At the ripe old age of 91, when one is expected to enjoy moments of joy with grandchildren, Radha Krishan is an unhappy man.
The nonagenarian, who had been to prison for over six months during the Quit India movement, is still awaiting pension as a freedom fighter.
“Are they (the government officials) going to wait till I die?” asked Krishan, whose life has taken many twists and turns since 1942.
His father Sobh Raj, the then Collector and District Magistrate of Hyderabad, Sindh (now in Pakistan), threw him out of the house for taking part in the freedom struggle after which he was jailed for more than six months in Central Jail in Hyderabad and Sukkur before returning to Hyderabad in 1943.
“I went to Bombay via Karachi only 1948, sans my certificates and other belongings … only with clothes I had on me,” the agile and fit-as-a-fiddle Krishan added.
After a brief stint in Bombay, he shifted to Delhi in 1952 and worked for as a manager with a private homeopath practitioner before joining a consumer durable company.
It was in 1957 that a government advertisement prompted him to register as a freedom fighter and then again apply for pension in response to a notification by the Ministry of Home Affairs in 1972.

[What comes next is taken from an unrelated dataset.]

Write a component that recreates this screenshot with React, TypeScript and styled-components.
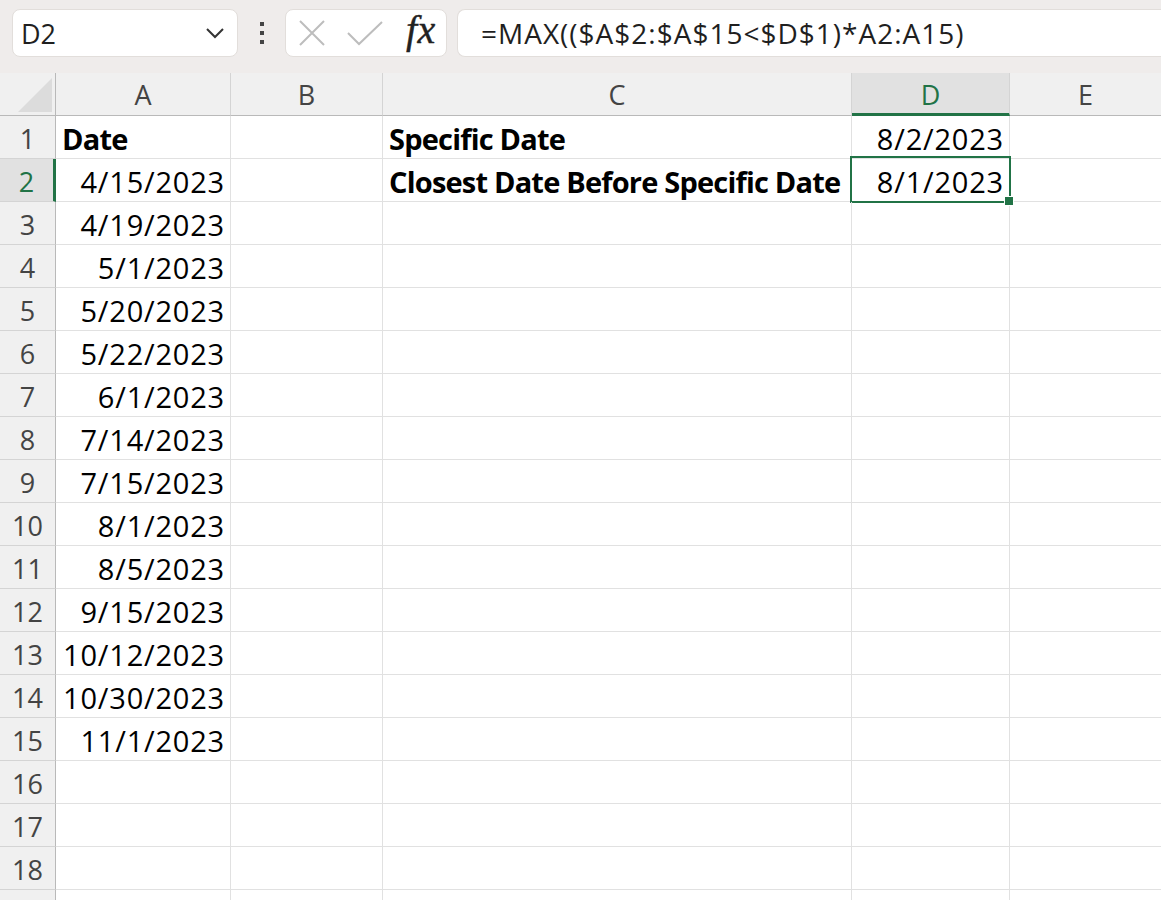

Showing a huge pile of correspondence with various government departments, the beleaguered grandfather of six, claimed, “A few years ago, it came to light that a namesake in Indore is drawing pension in my name (order no I-195/86/1/1/FF dated 26/7/1986) and here I am waiting for so many years. The authorities later told me that my case file (No 85/MP/87-FF (EZ-II) is not traceable. They finally closed the case saying my pension has been sanctioned.”
“The papers for two of us (his and the namesake) got mixed.”
When HT contacted Home Ministry, the officials responded in a similar manner.
“How can he not get any pension? Our records show his pension was sanctioned long back,” said a senior ministry official. When his attention was drawn to the problem, he said, “We have not received any complaint in this regard.”